One small issue with the netbook is that it has a floppy drive in the list of system resources and I cannot get rid of it. It does not seem to matter that it is there, I just wanted to get rid of it since there is no floppy on the netbook, obviously. It must have set it up from being connected to the desktop.

The real issue is that now the desktop will not boot. In the BIOS it does not even recognize the hard drives that are in the machine. There is an 80Gb drive with Ubuntu on it and there is a 20Gb drive with nothing but files as a backup. I booted from a LiveCD and thought that I could just use GParted to format the main drive and start over. GParted does not recognize the drive either.

Please help...

psusi
April 27th, 2011, 03:44 PM
As for the floppy; you need to go into the bios and tell it you don't have one.

As for the missing hard disk; it sounds like it has gone to the great scrap heap in the sky.

dabl
April 27th, 2011, 03:50 PM
In the BIOS it does not even recognize the hard drives that are in the machine. There is an 80Gb drive with Ubuntu on it and there is a 20Gb drive with nothing but files as a backup. I booted from a LiveCD and thought that I could just use GParted to format the main drive and start over. GParted does not recognize the drive either.

Please help...

If the BIOS sees no hard drive(s), then Ubuntu won't either -- Linux gets its information about internal storage devices from BIOS.

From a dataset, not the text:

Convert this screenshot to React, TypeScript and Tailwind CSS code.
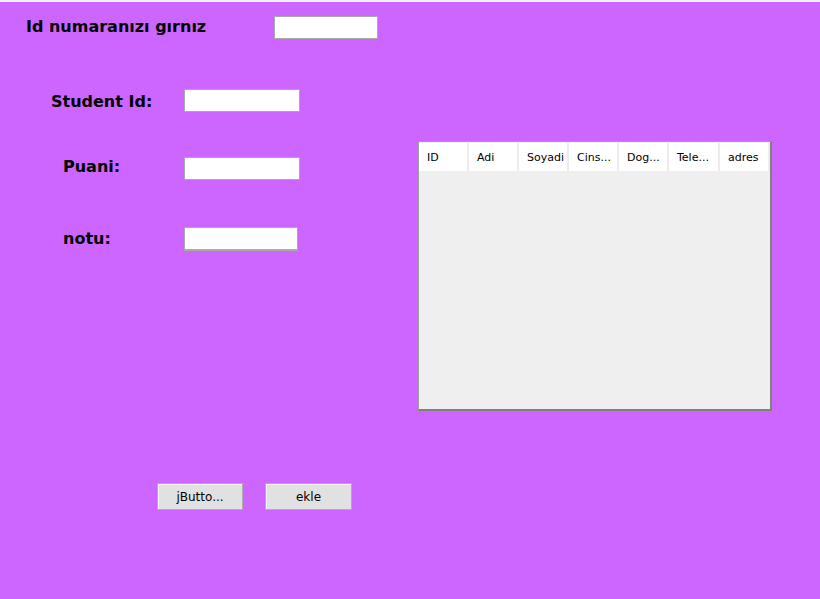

BTW, Ubuntu has no ability to change the BIOS, so something else has been going on there. Among other possibilities, you might want to check the CMOS battery.

psusi
April 27th, 2011, 03:58 PM
If the BIOS sees no hard drive(s), then Ubuntu won't either -- Linux gets its information about internal storage devices from BIOS.


This is not true: Linux talks to the hardware directly so the bios does not matter. There is hardware out there that the bios can not recognize but Linux will, but in this case, if neither sees it, it is probably because it is dead.

dabl
April 27th, 2011, 04:27 PM
There is hardware out there that the bios can not recognize but Linux will



OK -- I'll have to take your word for that, as I have not personally encountered an example of such a BIOS/hdd combo. :)

I have encountered the converse -- hdd looks good to go in BIOS, but Linux (or a Linux installer like Ubiquity) can't see it. That situation can usually be overcome by twiddling the SATA channel mode setting.

coreytrice
April 27th, 2011, 07:03 PM
I figured it out. There must have been something corrupted on the drive from the install to the netbook drive. I pulled the drive and formatted it and reinstalled Ubuntu 10.04 and now it works.

That was strange, but my new toy (USB to SATA/IDE cable $7 amazon.com) let me hook the drive up to my Mac and I used Disk Utility to format it. Once that was done I popped the drive back into the machine and then the BIOS recognized both drives (primary that I just formatted and the secondary that is just file storage for just such a case). I was then able to reinstall from the LiveCD.

Thanks for the suggestions everyone!